* Exercise instructions *
Among the lines below, count those containing the word "page". Give the number only.

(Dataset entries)
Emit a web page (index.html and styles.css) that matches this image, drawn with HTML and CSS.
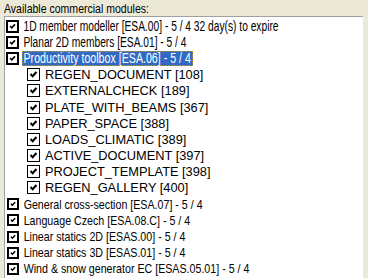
FILE: index.html
```html
<!DOCTYPE html>
<html>
<head>
<meta charset="utf-8">
<link rel="stylesheet" href="styles.css">
</head>
<body>
<div class="caption"><span class="ctxt">Available commercial modules:</span></div>
<div class="listbox">
  <div class="row top"><span class="cb"><svg viewBox="0 0 13 13"><path d="M3 6 L5.5 8.5 L10 3.5" /></svg></span><span class="txt">1D member modeller [ESA.00] - 5 / 4 32 day(s) to expire</span></div>
  <div class="row top"><span class="cb"><svg viewBox="0 0 13 13"><path d="M3 6 L5.5 8.5 L10 3.5" /></svg></span><span class="txt">Planar 2D members [ESA.01] - 5 / 4</span></div>
  <div class="row top"><span class="cb"><svg viewBox="0 0 13 13"><path d="M3 6 L5.5 8.5 L10 3.5" /></svg></span><span class="txt sel">Productivity toolbox [ESA.06] - 5 / 4</span></div>
  <div class="row sub"><span class="cb"><svg viewBox="0 0 13 13"><path d="M3 6 L5.5 8.5 L10 3.5" /></svg></span><span class="txt">REGEN_DOCUMENT [108]</span></div>
  <div class="row sub"><span class="cb"><svg viewBox="0 0 13 13"><path d="M3 6 L5.5 8.5 L10 3.5" /></svg></span><span class="txt">EXTERNALCHECK [189]</span></div>
  <div class="row sub"><span class="cb"><svg viewBox="0 0 13 13"><path d="M3 6 L5.5 8.5 L10 3.5" /></svg></span><span class="txt">PLATE_WITH_BEAMS [367]</span></div>
  <div class="row sub"><span class="cb"><svg viewBox="0 0 13 13"><path d="M3 6 L5.5 8.5 L10 3.5" /></svg></span><span class="txt">PAPER_SPACE [388]</span></div>
  <div class="row sub"><span class="cb"><svg viewBox="0 0 13 13"><path d="M3 6 L5.5 8.5 L10 3.5" /></svg></span><span class="txt">LOADS_CLIMATIC [389]</span></div>
  <div class="row sub"><span class="cb"><svg viewBox="0 0 13 13"><path d="M3 6 L5.5 8.5 L10 3.5" /></svg></span><span class="txt">ACTIVE_DOCUMENT [397]</span></div>
  <div class="row sub"><span class="cb"><svg viewBox="0 0 13 13"><path d="M3 6 L5.5 8.5 L10 3.5" /></svg></span><span class="txt">PROJECT_TEMPLATE [398]</span></div>
  <div class="row sub"><span class="cb"><svg viewBox="0 0 13 13"><path d="M3 6 L5.5 8.5 L10 3.5" /></svg></span><span class="txt">REGEN_GALLERY [400]</span></div>
  <div class="row small"><span class="cb"><svg viewBox="0 0 13 13"><path d="M3 6 L5.5 8.5 L10 3.5" /></svg></span><span class="txt">General cross-section [ESA.07] - 5 / 4</span></div>
  <div class="row small"><span class="cb"><svg viewBox="0 0 13 13"><path d="M3 6 L5.5 8.5 L10 3.5" /></svg></span><span class="txt">Language Czech [ESA.08.C] - 5 / 4</span></div>
  <div class="row small"><span class="cb"><svg viewBox="0 0 13 13"><path d="M3 6 L5.5 8.5 L10 3.5" /></svg></span><span class="txt">Linear statics 2D [ESAS.00] - 5 / 4</span></div>
  <div class="row small"><span class="cb"><svg viewBox="0 0 13 13"><path d="M3 6 L5.5 8.5 L10 3.5" /></svg></span><span class="txt">Linear statics 3D [ESAS.01] - 5 / 4</span></div>
  <div class="row small"><span class="cb"><svg viewBox="0 0 13 13"><path d="M3 6 L5.5 8.5 L10 3.5" /></svg></span><span class="txt">Wind &amp; snow generator EC [ESAS.05.01] - 5 / 4</span></div>
</div>
</body>
</html>
```
FILE: styles.css
```css
html, body {
  margin: 0;
  padding: 0;
  background: #ECE9D8;
  height: 278px;
  overflow: hidden;
  font-family: "Liberation Sans", Arial, sans-serif;
  color: #000;
}
.caption {
  font-size: 13px;
  line-height: 15px;
  padding: 1px 0 0 4px;
  height: 15px;
}
.ctxt {
  display: inline-block;
  transform: scaleX(0.81);
  transform-origin: left center;
}
.listbox {
  margin-left: 4px;
  width: 358px;
  height: 270px;
  background: #fff;
  border-top: 1px solid #a0a0a0;
  border-left: 1px solid #a0a0a0;
  padding-top: 1px;
  overflow: hidden;
}
.row {
  display: flex;
  align-items: center;
  height: 16.2px;
  white-space: nowrap;
}
.cb {
  box-sizing: border-box;
  width: 13px;
  height: 13px;
  border: 2px solid #000;
  background: #fff;
  display: flex;
  flex: none;
}
.cb svg {
  width: 100%;
  height: 100%;
}
.cb path {
  fill: none;
  stroke: #000;
  stroke-width: 2.4;
}
.txt {
  display: inline-block;
  padding: 0 2px;
  line-height: 15px;
  margin-left: 3px;
  transform-origin: left center;
}
.top { padding-left: 1px; font-size: 14px; }
.top .txt { transform: scaleX(0.73); }
.sub { padding-left: 22px; font-size: 13px; }
.sub .cb { border-width: 1.5px; }
.sub .txt { transform: scaleX(0.985); }
.small { padding-left: 2px; font-size: 13px; }
.small .cb { width: 12px; height: 12px; }
.small .txt { transform: scaleX(0.82); }
.top .sel {
  background: #316AC5;
  color: #fff;
  outline: 1px dotted #E7A100;
  outline-offset: -1px;
  transform: scaleX(0.76);
  padding: 0 3px 0 2px;
}
```
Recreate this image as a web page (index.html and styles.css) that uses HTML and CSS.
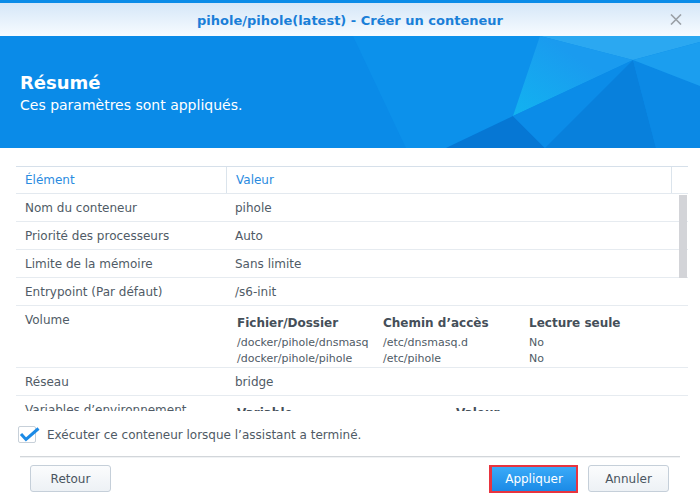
FILE: index.html
```html
<!DOCTYPE html>
<html lang="fr">
<head>
<meta charset="utf-8">
<title>Créer un conteneur</title>
<link rel="stylesheet" href="styles.css">
</head>
<body>
<div class="window">
  <div class="titlebar">
    <span class="title">pihole/pihole(latest) - Créer un conteneur</span>
    <span class="close" aria-label="Fermer">
      <svg width="12" height="11" viewBox="0 0 12 11"><path d="M1 0.5 L11 10.5 M11 0.5 L1 10.5" stroke="#9aa0a6" stroke-width="1.6" fill="none"/></svg>
    </span>
  </div>

  <div class="banner">
    <svg class="banner-art" width="700" height="112" viewBox="0 0 700 112" preserveAspectRatio="none">
      <defs>
        <linearGradient id="hl" x1="560" y1="10" x2="513" y2="80" gradientUnits="userSpaceOnUse">
          <stop offset="0" stop-color="#1a9bef"/>
          <stop offset="1" stop-color="#12b3f0"/>
        </linearGradient>
      </defs>
      <polygon points="353,0 540,0 633,24 513,80 446,112 406,112" fill="#0c91eb"/>
      <polygon points="540,0 700,0 700,6 633,24" fill="#2ba8f1"/>
      <polygon points="540,0 633,24 513,80" fill="url(#hl)"/>
      <polygon points="446,112 513,80 545,112" fill="#0677d4"/>
      <polygon points="513,80 633,24 545,112" fill="#0b8ce8"/>
      <polygon points="633,24 656,112 545,112" fill="#0880dc"/>
      <polygon points="633,24 700,50 700,112 656,112" fill="#0b89e5"/>
      <polygon points="633,24 700,6 700,50" fill="#1b9eef"/>
    </svg>
    <div class="banner-text">
      <h1>Résumé</h1>
      <p>Ces paramètres sont appliqués.</p>
    </div>
  </div>

  <div class="content">
    <div class="grid">
      <div class="grid-head">
        <div class="hcell">Élément</div>
        <div class="hcell hsep">Valeur</div>
        <div class="hcell hsep"></div>
      </div>
      <div class="grid-body">
        <div class="row"><div class="cell">Nom du conteneur</div><div class="cell">pihole</div></div>
        <div class="row"><div class="cell">Priorité des processeurs</div><div class="cell">Auto</div></div>
        <div class="row"><div class="cell">Limite de la mémoire</div><div class="cell">Sans limite</div></div>
        <div class="row"><div class="cell">Entrypoint (Par défaut)</div><div class="cell">/s6-init</div></div>
        <div class="row"><div class="cell">Volume</div>
          <div class="cell sub">
            <div class="subgrid vol">
              <div class="sh">Fichier/Dossier</div><div class="sh">Chemin d’accès</div><div class="sh">Lecture seule</div>
            </div>
            <div class="subgrid vol data">
              <div>/docker/pihole/dnsmasq</div><div>/etc/dnsmasq.d</div><div>No</div>
              <div>/docker/pihole/pihole</div><div>/etc/pihole</div><div>No</div>
            </div>
          </div>
        </div>
        <div class="row"><div class="cell">Réseau</div><div class="cell">bridge</div></div>
        <div class="row"><div class="cell">Variables d’environnement</div>
          <div class="cell sub">
            <div class="subgrid env">
              <div class="sh">Variable</div><div class="sh">Valeur</div>
            </div>
            <div class="subgrid env data">
              <div>PATH</div><div>/usr/local/sbin:/usr/local/bin</div>
            </div>
          </div>
        </div>
        <div class="scrollbar"></div>
      </div>
    </div>

    <label class="check">
      <span class="box">
        <svg width="21" height="17" viewBox="0 0 21 17"><path d="M2 7 L7 12.5 L19.5 1.5" stroke="#1b8ae6" stroke-width="3" fill="none" stroke-linejoin="miter"/></svg>
      </span>
      <span>Exécuter ce conteneur lorsque l’assistant a terminé.</span>
    </label>
  </div>

  <div class="separator"></div>

  <div class="footer">
    <button class="btn">Retour</button>
    <div class="actions">
      <button class="btn primary">Appliquer</button>
      <button class="btn">Annuler</button>
    </div>
  </div>
</div>
</body>
</html>
```
FILE: styles.css
```css
* { box-sizing: border-box; }
html, body { margin: 0; padding: 0; }
body {
  width: 700px;
  height: 500px;
  overflow: hidden;
  background: #ffffff;
  font-family: "DejaVu Sans", Verdana, sans-serif;
  font-size: 12px;
  color: #505b66;
}

.titlebar {
  height: 36px;
  border-top: 3px solid #0a8ce8;
  background: linear-gradient(#d5e7f8, #f7fbff);
  display: grid;
  grid-template-columns: 1fr auto 1fr;
  align-items: center;
}
.title {
  grid-column: 2;
  font-weight: bold;
  font-size: 13px;
  color: #1a7fd8;
  padding-top: 1px;
}
.close {
  grid-column: 3;
  justify-self: end;
  margin-right: 18px;
  display: flex;
  margin-top: 0;
}

.banner {
  height: 112px;
  background: #0a8be8;
  display: grid;
  overflow: hidden;
}
.banner-art { grid-area: 1 / 1; display: block; }
.banner-text {
  grid-area: 1 / 1;
  padding: 36px 20px 0;
  color: #ffffff;
}
.banner-text h1 {
  margin: 0;
  font-size: 18px;
  line-height: 22px;
  font-weight: bold;
}
.banner-text p {
  margin: 2px 0 0;
  font-size: 14px;
  line-height: 18px;
}

.content { padding: 18px 12px 0 16px; }

.grid { width: 672px; }
.grid-head {
  display: grid;
  grid-template-columns: 210px 445px 17px;
  height: 28px;
  border-top: 1px solid #d6e0ea;
  border-bottom: 1px solid #e3e9ef;
}
.hcell {
  padding: 6px 9px 0;
  line-height: 14px;
  color: #2a8be0;
}
.hsep { border-left: 1px solid #dbe4ec; }

.grid-body {
  height: 217px;
  overflow: hidden;
  position: relative;
}
.row {
  display: grid;
  grid-template-columns: 210px 1fr;
  border-bottom: 1px solid #e6ebf0;
}
.cell {
  padding: 7px 9px 6px;
  line-height: 14px;
}
.cell.sub { padding: 9px 0 0 11px; }
.subgrid { display: grid; }
.subgrid.vol { grid-template-columns: 146px 146px 1fr; }
.subgrid.env { grid-template-columns: 219px 1fr; }
.sh {
  font-weight: bold;
  color: #454f59;
  line-height: 16px;
}
.subgrid.data {
  margin-top: 4px;
  font-size: 11px;
  line-height: 16px;
}

.scrollbar {
  position: absolute;
  top: 1px;
  right: 1px;
  width: 8px;
  height: 83px;
  background: #d3d4d8;
}

.check {
  margin-top: 15px;
  padding-left: 2px;
  display: flex;
  align-items: center;
  gap: 11px;
  height: 17px;
  color: #4f5a65;
}
.box {
  width: 18px;
  height: 17px;
  border: 1px solid #c7d0d9;
  border-radius: 2px;
  background: #fff;
  position: relative;
  display: flex;
}
.box svg { position: absolute; left: 0; top: 0; overflow: visible; }

.separator {
  margin: 13px 20px 0;
  height: 2px;
  border-top: 1px solid #d2d6da;
  background: #f0f2f4;
}

.footer {
  display: flex;
  justify-content: space-between;
  align-items: flex-start;
  padding: 7px 31px 0 30px;
}
.actions { display: flex; gap: 10px; align-items: flex-start; }
.btn {
  width: 81px;
  height: 27px;
  border: 1px solid #c5cfd9;
  border-radius: 3px;
  background: linear-gradient(#fbfcfd, #edf1f5);
  font-family: "DejaVu Sans", Verdana, sans-serif;
  font-size: 12px;
  color: #4a5560;
  padding: 0;
}
.btn.primary {
  width: 89px;
  height: 28px;
  border: 2px solid #e8343f;
  border-left-width: 3px;
  border-radius: 0;
  background: linear-gradient(#3aaaf8, #1b8ae6);
  color: #ffffff;
}
```
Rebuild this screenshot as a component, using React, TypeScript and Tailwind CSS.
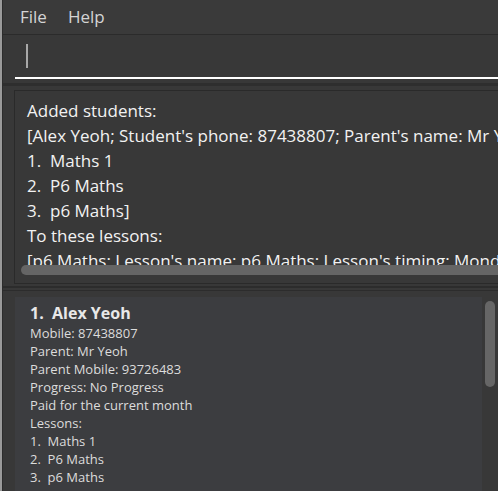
import React from "react";

const resultLines = [
  "Added students:",
  "[Alex Yeoh; Student's phone: 87438807; Parent's name: Mr Yeoh; Parent's phone: 93726483",
  "1.  Maths 1",
  "2.  P6 Maths",
  "3.  p6 Maths]",
  "To these lessons:",
  "[p6 Maths; Lesson's name: p6 Maths; Lesson's timing: Monday 10:00-12:00",
];

const details = [
  "Mobile: 87438807",
  "Parent: Mr Yeoh",
  "Parent Mobile: 93726483",
  "Progress: No Progress",
  "Paid for the current month",
  "Lessons:",
  "1.  Maths 1",
  "2.  P6 Maths",
  "3.  p6 Maths",
];

export default function App() {
  return (
    <div
      className="flex h-[491px] w-[498px] overflow-hidden bg-[#383838]"
      style={{ fontFamily: '"Open Sans", "Noto Sans", sans-serif' }}
    >
      {/* left window edge */}
      <div className="w-[2px] shrink-0 bg-[#9a9a9a]" />
      <div className="w-px shrink-0 bg-[#2c2c2c]" />

      <div className="flex min-w-0 flex-1 flex-col">
        {/* menu bar */}
        <div className="flex h-[35px] shrink-0 items-center gap-[21px] border-b border-[#2b2b2b] bg-[#3a3a3a] pl-[17px] text-[17px] text-[#d4d4d4]">
          <span>File</span>
          <span>Help</span>
        </div>

        {/* command box */}
        <div className="flex h-[44px] shrink-0 flex-col pl-[12px]">
          <div className="flex flex-1 items-center pl-[11px]">
            <div className="h-[24px] w-[2px] bg-[#a8a8a8]" />
          </div>
          <div className="h-[2px] bg-white" />
        </div>

        <div className="mt-[4px] h-[3px] shrink-0 bg-[#2e2e2e]" />

        {/* result display */}
        <div className="ml-[11px] mt-[4px] flex h-[194px] shrink-0 flex-col overflow-hidden border border-r-0 border-[#2a2a2a] bg-[#383838]">
          <div className="flex-1 overflow-hidden pl-[12px] pt-[7px] text-[17px] leading-[25px] text-[#f2f2f2]">
            {resultLines.map((l, i) => (
              <div key={i} className="whitespace-pre">{l}</div>
            ))}
          </div>
          <div className="mb-[8px] ml-[6px] h-[10px] shrink-0 rounded-l-full bg-[#656565]" />
        </div>

        <div className="mt-[2px] h-[2px] shrink-0 bg-[#2c2c2c]" />
        <div className="mt-[2px] h-px shrink-0 bg-[#2c2c2c]" />

        {/* person list */}
        <div className="flex flex-1 pl-[12px] pt-[6px]">
          <div className="flex-1 bg-[#3c3d40] pl-[15px] pt-[5px] text-[#dcdcdc]">
            <div className="text-[16px] font-bold leading-[22px] text-[#e8e8e8]">1.&nbsp;&nbsp;Alex Yeoh</div>
            <div className="text-[13px] leading-[18px]">
              {details.map((d, i) => (
                <div key={i} className="whitespace-pre">{d}</div>
              ))}
            </div>
          </div>
          <div className="w-[16px] shrink-0 pl-[3px] pt-[4px]">
            <div className="h-[86px] w-[10px] rounded-full bg-[#666666]" />
          </div>
        </div>
      </div>
    </div>
  );
}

* Solution to this task *
2